_WHAT THE TASK REQUIRES_: Count how many lines in the material below hold the word "React"; the reply is that number alone.

_MATERIAL PROVIDED_:
— Start —
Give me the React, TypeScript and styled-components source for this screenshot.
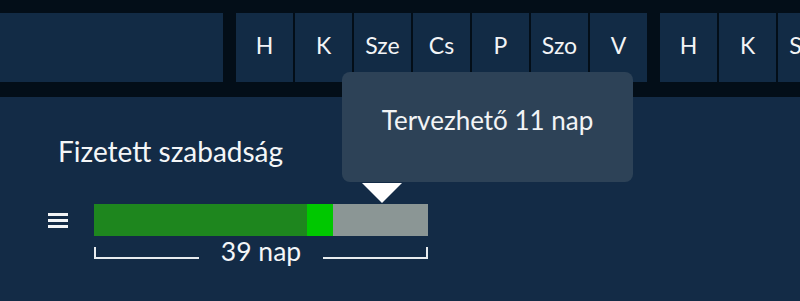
import React from "react";
import styled, { createGlobalStyle } from "styled-components";

const GlobalStyle = createGlobalStyle`
  html, body {
    margin: 0;
    padding: 0;
    background: #030e18;
    font-family: Lato, "Open Sans", sans-serif;
    overflow: hidden;
  }
`;

const Page = styled.div`
  position: relative;
  width: 800px;
  height: 301px;
  overflow: hidden;
  background: #030e18;
`;

const Header = styled.div`
  display: flex;
  padding: 13px 0 15px 0;
  gap: 13px;
  width: 800px;
  overflow: hidden;
`;

const TitleCell = styled.div`
  flex-shrink: 0;
  width: 223px;
  height: 69px;
  background: #122b45;
`;

const Week = styled.div`
  display: flex;
  flex-shrink: 0;
  gap: 2px;
`;

const DayCell = styled.div`
  flex-shrink: 0;
  width: 57px;
  height: 69px;
  background: #122b45;
  color: #f2f4f6;
  font-size: 23px;
  display: flex;
  align-items: center;
  justify-content: center;
  padding-bottom: 6px;
  box-sizing: border-box;
`;

const Panel = styled.div`
  background: #132b46;
  height: 204px;
  padding-top: 37px;
  box-sizing: border-box;
`;

const Title = styled.div`
  margin-left: 58px;
  color: #f4f6f8;
  font-size: 28px;
  line-height: 34px;
`;

const BarRow = styled.div`
  display: flex;
  align-items: center;
  margin-top: 36px;
  margin-left: 48px;
  gap: 26px;
`;

const Menu = styled.div`
  display: flex;
  flex-direction: column;
  gap: 3px;
  width: 20px;
  span {
    display: block;
    height: 3px;
    background: #f2f4f6;
  }
`;

const Bar = styled.div`
  display: flex;
  width: 334px;
  height: 32px;
`;

const Segment = styled.div<{ $color: string; $w: number }>`
  width: ${(p) => p.$w}px;
  background: ${(p) => p.$color};
`;

const Span = styled.div`
  display: flex;
  align-items: center;
  width: 334px;
  margin-left: 94px;
  margin-top: 0;
  gap: 22px;
`;

const Bracket = styled.div<{ $side: "left" | "right" }>`
  flex: 1;
  height: 10px;
  margin-top: 4px;
  border-bottom: 2px solid #e8ecef;
  ${(p) => (p.$side === "left" ? "border-left" : "border-right")}: 2px solid #e8ecef;
`;

const SpanLabel = styled.div`
  color: #f4f6f8;
  font-size: 26.5px;
  line-height: 30px;
`;

const Tooltip = styled.div`
  position: absolute;
  left: 342px;
  top: 72px;
  width: 291px;
  height: 110px;
  background: #2d4257;
  border-radius: 8px;
  color: #f2f4f6;
  font-size: 26px;
  display: flex;
  justify-content: center;
  padding-top: 32px;
  box-sizing: border-box;
`;

const Arrow = styled.div`
  position: absolute;
  left: 362px;
  top: 183px;
  width: 0;
  height: 0;
  border-left: 20px solid transparent;
  border-right: 20px solid transparent;
  border-top: 20px solid #ffffff;
`;

const weeks = [
  ["H", "K", "Sze", "Cs", "P", "Szo", "V"],
  ["H", "K", "Sze"],
];

export default function App() {
  return (
    <Page>
      <GlobalStyle />
      <Header>
        <TitleCell />
        {weeks.map((days, i) => (
          <Week key={i}>
            {days.map((d, j) => (
              <DayCell key={j}>{d}</DayCell>
            ))}
          </Week>
        ))}
      </Header>
      <Panel>
        <Title>Fizetett szabadság</Title>
        <BarRow>
          <Menu>
            <span />
            <span />
            <span />
          </Menu>
          <Bar>
            <Segment $color="#1e861e" $w={213} />
            <Segment $color="#00c800" $w={26} />
            <Segment $color="#8b9695" $w={95} />
          </Bar>
        </BarRow>
        <Span>
          <Bracket $side="left" />
          <SpanLabel>39 nap</SpanLabel>
          <Bracket $side="right" />
        </Span>
      </Panel>
      <Tooltip>Tervezhető 11 nap</Tooltip>
      <Arrow />
    </Page>
  );
}
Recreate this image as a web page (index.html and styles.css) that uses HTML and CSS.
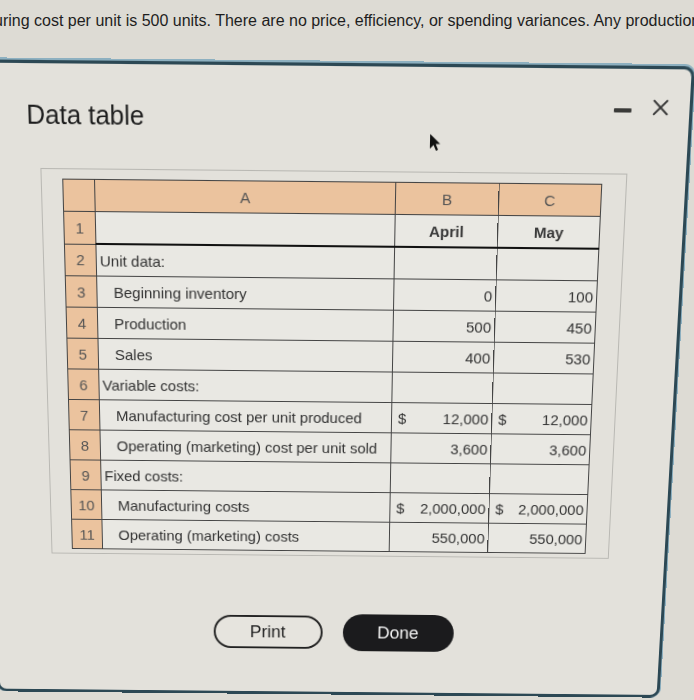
FILE: index.html
```html
<!DOCTYPE html>
<html>
<head>
<meta charset="utf-8">
<link rel="stylesheet" href="styles.css">
</head>
<body>
<div class="question"><span class="q-text">uring cost per unit is 500 units. There are no price, efficiency, or spending variances. Any production</span></div>
<div class="modal">
  <div class="modal-head">
    <h1 class="title">Data table</h1>
    <div class="controls">
      <span class="minimize"></span>
      <svg class="close" width="16" height="16" viewBox="0 0 16 16"><path d="M1.2 1.2 L14.8 14.8 M14.8 1.2 L1.2 14.8" stroke="#333" stroke-width="1.9" fill="none"/></svg>
    </div>
  </div>
  <svg class="cursor" width="12" height="18" viewBox="0 0 12 18"><path d="M1 1 L1 15 L4.5 11.5 L7 17 L9 16 L6.6 10.6 L11 10.6 Z" fill="#111"/></svg>
  <div class="frame">
    <table class="sheet">
      <colgroup><col class="c-num"><col class="c-a"><col class="c-b"><col class="c-c"></colgroup>
      <tr class="hdr"><td class="rn"></td><td>A</td><td>B</td><td>C</td></tr>
      <tr class="r1"><td class="rn">1</td><td class="lbl"></td><td class="mon">April</td><td class="mon">May</td></tr>
      <tr><td class="rn">2</td><td class="lbl">Unit data:</td><td></td><td></td></tr>
      <tr><td class="rn">3</td><td class="lbl ind">Beginning inventory</td><td class="num">0</td><td class="num">100</td></tr>
      <tr><td class="rn">4</td><td class="lbl ind">Production</td><td class="num">500</td><td class="num">450</td></tr>
      <tr><td class="rn">5</td><td class="lbl ind">Sales</td><td class="num">400</td><td class="num">530</td></tr>
      <tr><td class="rn">6</td><td class="lbl">Variable costs:</td><td></td><td></td></tr>
      <tr><td class="rn">7</td><td class="lbl ind">Manufacturing cost per unit produced</td><td class="num"><span class="cur">$</span>12,000</td><td class="num"><span class="cur">$</span>12,000</td></tr>
      <tr><td class="rn">8</td><td class="lbl ind">Operating (marketing) cost per unit sold</td><td class="num">3,600</td><td class="num">3,600</td></tr>
      <tr><td class="rn">9</td><td class="lbl">Fixed costs:</td><td></td><td></td></tr>
      <tr><td class="rn">10</td><td class="lbl ind">Manufacturing costs</td><td class="num"><span class="cur">$</span>2,000,000</td><td class="num"><span class="cur">$</span>2,000,000</td></tr>
      <tr><td class="rn">11</td><td class="lbl ind">Operating (marketing) costs</td><td class="num">550,000</td><td class="num">550,000</td></tr>
    </table>
  </div>
  <div class="actions">
    <button class="btn btn-print">Print</button>
    <button class="btn btn-done">Done</button>
  </div>
</div>
</body>
</html>
```
FILE: styles.css
```css
html, body {
  margin: 0;
  padding: 0;
  background: #dddbd4;
  overflow: hidden;
  width: 694px;
  height: 700px;
  font-family: "Liberation Sans", Arial, sans-serif;
}
.question {
  height: 72px;
  box-sizing: border-box;
  padding-top: 11px;
  white-space: nowrap;
  overflow: hidden;
}
.q-text {
  display: block;
  margin-left: -6px;
  font-size: 16px;
  line-height: 20px;
  color: #1e1e1e;
}
/* the photo is taken at a slight angle: the dialog recedes towards the bottom */
.modal {
  position: relative;
  margin-left: -15px;
  width: 693px;
  height: 641px;
  box-sizing: border-box;
  border: 3px solid #2c4854;
  border-radius: 10px;
  background: #e3e1db;
  box-shadow: 0 -1px 0 1px #8db0c0;
  transform-origin: 346px 293px;
  transform: rotate(0.55deg) perspective(1000px) rotateX(-7.7deg);
}
.modal-head {
  display: flex;
  align-items: flex-start;
  padding: 28px 20px 0 46px;
}
.title {
  flex: 1;
  margin: 5px 0 0;
  font-size: 25px;
  line-height: 30px;
  font-weight: normal;
  color: #1d1d1d;
}
.controls {
  display: flex;
  align-items: flex-start;
  gap: 20px;
}
.minimize {
  display: block;
  width: 17px;
  height: 4px;
  margin-top: 9px;
  background: #3a3a38;
  border-radius: 1px;
}
.close { display: block; }
.cursor {
  position: absolute;
  left: 436px;
  top: 62px;
}
.frame {
  margin: 36px 0 0 58px;
  width: 572px;
  box-sizing: border-box;
  border: 1px solid #b9b8b3;
  padding: 9px 24px 4px 20px;
}
.sheet {
  width: 526px;
  table-layout: fixed;
  border-collapse: collapse;
  font-size: 15px;
  color: #333;
}
.c-num { width: 31px; }
.c-a { width: 294px; }
.c-b { width: 101px; }
.c-c { width: 100px; }
.sheet td {
  height: 30px;
  border: 1px solid #444;
  background: #e9e8e3;
  padding: 0 3px;
  white-space: nowrap;
  overflow: hidden;
}
.sheet .hdr td {
  background: #ebc39e;
  color: #555;
  text-align: center;
}
.sheet td.rn {
  background: #ebc39e;
  color: #555;
  text-align: center;
  padding: 0;
}
.sheet .r1 td:not(.rn) { border-bottom: 2px solid #111; }
.sheet td.lbl { padding-left: 3px; }
.sheet td.ind { padding-left: 16px; }
.sheet td.mon {
  text-align: center;
  font-weight: bold;
  color: #3a3a3a;
}
.sheet td.num { text-align: right; }
.cur { float: left; margin-left: 3px; }
.actions {
  display: flex;
  justify-content: center;
  align-items: center;
  gap: 21px;
  height: 42px;
  margin-top: 61px;
  padding-left: 9px;
}
.btn {
  font-family: "Liberation Sans", Arial, sans-serif;
  font-size: 18px;
  border-radius: 21px;
  box-sizing: border-box;
  cursor: pointer;
}
.btn-print {
  width: 113px;
  height: 36px;
  border: 2px solid #222;
  background: #e6e4de;
  color: #222;
}
.btn-done {
  width: 115px;
  height: 40px;
  border: none;
  background: #1b1b1d;
  color: #f4f4f4;
}
```
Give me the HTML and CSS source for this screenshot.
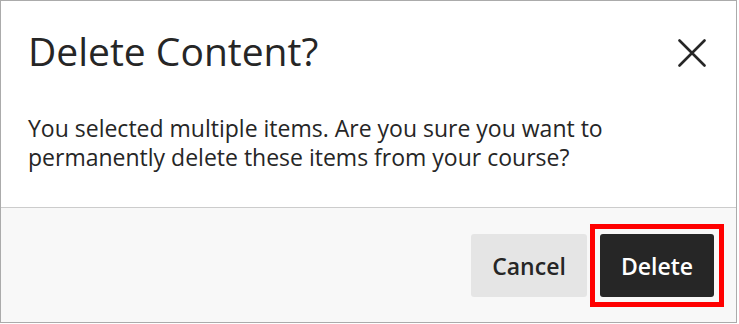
FILE: index.html
```html
<!DOCTYPE html>
<html>
<head>
<meta charset="utf-8">
<link rel="stylesheet" href="styles.css">
</head>
<body>
<div class="dialog">
  <div class="header">
    <h1 class="title">Delete Content?</h1>
    <button class="close" aria-label="Close">
      <svg width="28" height="28" viewBox="0 0 28 28"><path d="M1.5 1.5 L26.5 26.5 M26.5 1.5 L1.5 26.5" stroke="#262626" stroke-width="2.6" stroke-linecap="round" fill="none"/></svg>
    </button>
  </div>
  <p class="message">You selected multiple items. Are you sure you want to permanently delete these items from your course?</p>
  <div class="footer">
    <button class="btn btn-cancel">Cancel</button>
    <button class="btn btn-delete">Delete</button>
  </div>
</div>
</body>
</html>
```
FILE: styles.css
```css
html, body {
  margin: 0;
  padding: 0;
  background: #ffffff;
}
body {
  font-family: "Open Sans", "Noto Sans", sans-serif;
  color: #262626;
}
.dialog {
  width: 735px;
  height: 321px;
  border: 1px solid #ababab;
  display: flex;
  flex-direction: column;
  background: #ffffff;
}
.header {
  display: flex;
  justify-content: space-between;
  align-items: flex-start;
  padding: 26px 30px 0 27px;
}
.title {
  margin: 0;
  font-size: 39px;
  line-height: 48px;
  font-weight: 400;
}
.close {
  margin-top: 12px;
  padding: 0;
  border: 0;
  background: none;
  width: 28px;
  height: 28px;
  display: block;
}
.close svg { display: block; }
.message {
  margin: 0;
  padding: 39px 100px 35px 27px;
  font-size: 23px;
  line-height: 29px;
  border-bottom: 1px solid #cccccc;
}
.footer {
  flex: 1;
  background: #f8f8f8;
  display: flex;
  justify-content: flex-end;
  align-items: flex-start;
  gap: 13px;
  padding: 26px 22px 0 0;
}
.btn {
  font-family: "Open Sans", "Noto Sans", sans-serif;
  height: 63px;
  border: 0;
  border-radius: 3px;
  font-size: 23px;
  font-weight: 600;
  padding: 0;
}
.btn-cancel {
  width: 116px;
  background: #e5e5e5;
  color: #262626;
}
.btn-delete {
  position: relative;
  width: 114px;
  background: #262626;
  color: #ffffff;
}
.btn-delete::after {
  content: "";
  position: absolute;
  left: -10px;
  top: -10px;
  right: -10px;
  bottom: -10px;
  border: 5px solid #ff0000;
}
```
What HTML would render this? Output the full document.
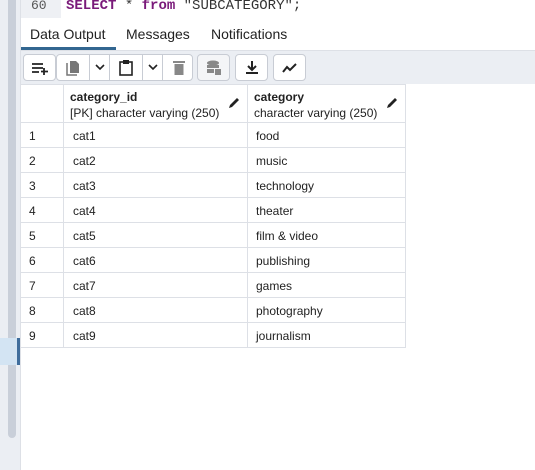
<!DOCTYPE html>
<html><head><style>
*{margin:0;padding:0;box-sizing:border-box}
body{width:535px;height:470px;overflow:hidden;background:#fff;font-family:"Liberation Sans",sans-serif;position:relative}
.abs{position:absolute}
.cell{position:absolute;border-right:1px solid #dde0e6;border-bottom:1px solid #dde0e6;font-size:12px;color:#222;padding-left:6px}
.btn{position:absolute;top:54px;height:27px;background:#fff;border:1px solid #c8ccd4;border-radius:4px}
.ic{position:absolute;top:0;height:25px;display:flex;align-items:center;justify-content:center}
</style></head><body>
<div class="abs" style="left:0;top:0;width:20px;height:470px;background:#ebeef3"></div>
<div class="abs" style="left:8px;top:0;width:8px;height:438px;background:#c9cfd9;border-radius:0 0 4px 4px"></div>
<div class="abs" style="left:0;top:338px;width:17px;height:27px;background:#d3e4f3"></div>
<div class="abs" style="left:17px;top:338px;width:3px;height:27px;background:#3f6d9c"></div>
<div class="abs" style="left:20px;top:0;width:1px;height:470px;background:#dde0e6"></div>
<!-- editor line -->
<div class="abs" style="left:21px;top:0;width:40px;height:18px;background:#eef0f4;font-family:'Liberation Mono',monospace;font-size:13px;color:#555;padding-left:10px;line-height:12px">60</div>
<div class="abs" style="left:66px;top:0;font-family:'Liberation Mono',monospace;font-size:14px;line-height:12px;color:#333;white-space:pre"><span style="color:#7a1a7a;font-weight:bold">SELECT</span> * <span style="color:#7a1a7a;font-weight:bold">from</span> "SUBCATEGORY";</div>
<!-- tabs -->
<div class="abs" style="left:30px;top:26px;font-size:14px;color:#222">Data Output</div>
<div class="abs" style="left:126px;top:26px;font-size:14px;color:#222">Messages</div>
<div class="abs" style="left:211px;top:26px;font-size:14px;color:#222">Notifications</div>
<div class="abs" style="left:21px;top:47px;width:95px;height:3px;background:#326690"></div>
<!-- toolbar -->
<div class="abs" style="left:21px;top:50px;width:514px;height:34px;background:#ebeef3;border-top:1px solid #dde0e6"></div>
<div class="btn" style="left:23px;width:33px"><div class="ic" style="width:31px"><svg width="18" height="14"><path d="M1 3h11M1 7h11M1 11h7M13 7v7M10 10.5h7" stroke="#222" stroke-width="1.8" fill="none"/></svg></div></div>
<div class="btn" style="left:56px;width:137px">
 <div class="ic" style="left:0;width:32px"><svg width="14" height="16"><path d="M1 3v12h10" stroke="#777" stroke-width="1.5" fill="none"/><path d="M4 1h6l3 3v9H4z" fill="#777"/></svg></div>
 <div class="abs" style="left:32px;top:0;width:1px;height:25px;background:#c8ccd4"></div>
 <div class="ic" style="left:33px;width:19px"><svg width="10" height="7"><path d="M1 1l4 4 4-4" stroke="#222" stroke-width="1.6" fill="none"/></svg></div>
 <div class="abs" style="left:52px;top:0;width:1px;height:25px;background:#c8ccd4"></div>
 <div class="ic" style="left:53px;width:32px"><svg width="14" height="17"><rect x="1" y="3" width="12" height="13" stroke="#222" stroke-width="1.6" fill="none"/><rect x="4" y="1" width="6" height="4" fill="#222"/></svg></div>
 <div class="abs" style="left:85px;top:0;width:1px;height:25px;background:#c8ccd4"></div>
 <div class="ic" style="left:86px;width:19px"><svg width="10" height="7"><path d="M1 1l4 4 4-4" stroke="#222" stroke-width="1.6" fill="none"/></svg></div>
 <div class="abs" style="left:105px;top:0;width:1px;height:25px;background:#c8ccd4"></div>
 <div class="ic" style="left:106px;width:31px"><svg width="12" height="15"><rect x="0" y="1" width="12" height="2" fill="#888"/><rect x="1.5" y="4" width="9" height="11" fill="#888"/></svg></div>
</div>
<div class="btn" style="left:197px;width:33px;background:#f4f5f7"><div class="ic" style="width:31px"><svg width="16" height="16"><ellipse cx="7" cy="3" rx="6" ry="2.5" fill="#888"/><rect x="1" y="5" width="12" height="3" fill="#888"/><rect x="1" y="9" width="7" height="4" fill="#888"/><rect x="9" y="9" width="6" height="6" fill="#888"/></svg></div></div>
<div class="btn" style="left:235px;width:33px"><div class="ic" style="width:31px"><svg width="14" height="15"><path d="M7 1v8M3 6l4 4 4-4" stroke="#222" stroke-width="2" fill="none"/><rect x="1" y="12" width="12" height="2" fill="#222"/></svg></div></div>
<div class="btn" style="left:273px;width:33px"><div class="ic" style="width:31px"><svg width="16" height="10"><path d="M1 9l4-5 3 3 6-6" stroke="#222" stroke-width="2" fill="none"/></svg></div></div>
<!-- table -->
<div class="cell" style="left:21px;top:84px;width:43px;height:39px;border-top:1px solid #dde0e6"></div>
<div class="cell" style="left:64px;top:84px;width:184px;height:39px;border-top:1px solid #dde0e6;padding-top:4px;line-height:16px"><b>category_id</b><br>[PK] character varying (250)<svg class="abs" style="left:164px;top:12px" width="12" height="12"><path d="M1 11l1-3 7-7 2 2-7 7z" fill="#222"/></svg></div>
<div class="cell" style="left:248px;top:84px;width:158px;height:39px;border-top:1px solid #dde0e6;padding-top:4px;line-height:16px"><b>category</b><br>character varying (250)<svg class="abs" style="left:138px;top:12px" width="12" height="12"><path d="M1 11l1-3 7-7 2 2-7 7z" fill="#222"/></svg></div>
<div id="rows"></div>
<script>
var c=["food","music","technology","theater","film &amp; video","publishing","games","photography","journalism"],h="";
for(var i=0;i<9;i++){var t=123+i*25;
h+='<div class="cell" style="left:21px;top:'+t+'px;width:43px;height:25px;line-height:26px;padding-left:8px">'+(i+1)+'</div>'+
'<div class="cell" style="left:64px;top:'+t+'px;width:184px;height:25px;line-height:26px;padding-left:9px">cat'+(i+1)+'</div>'+
'<div class="cell" style="left:248px;top:'+t+'px;width:158px;height:25px;line-height:26px;padding-left:8px">'+c[i]+'</div>';}
document.getElementById("rows").innerHTML=h;
</script>
</body></html>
— End —
_COMPLETE ANSWER_: 2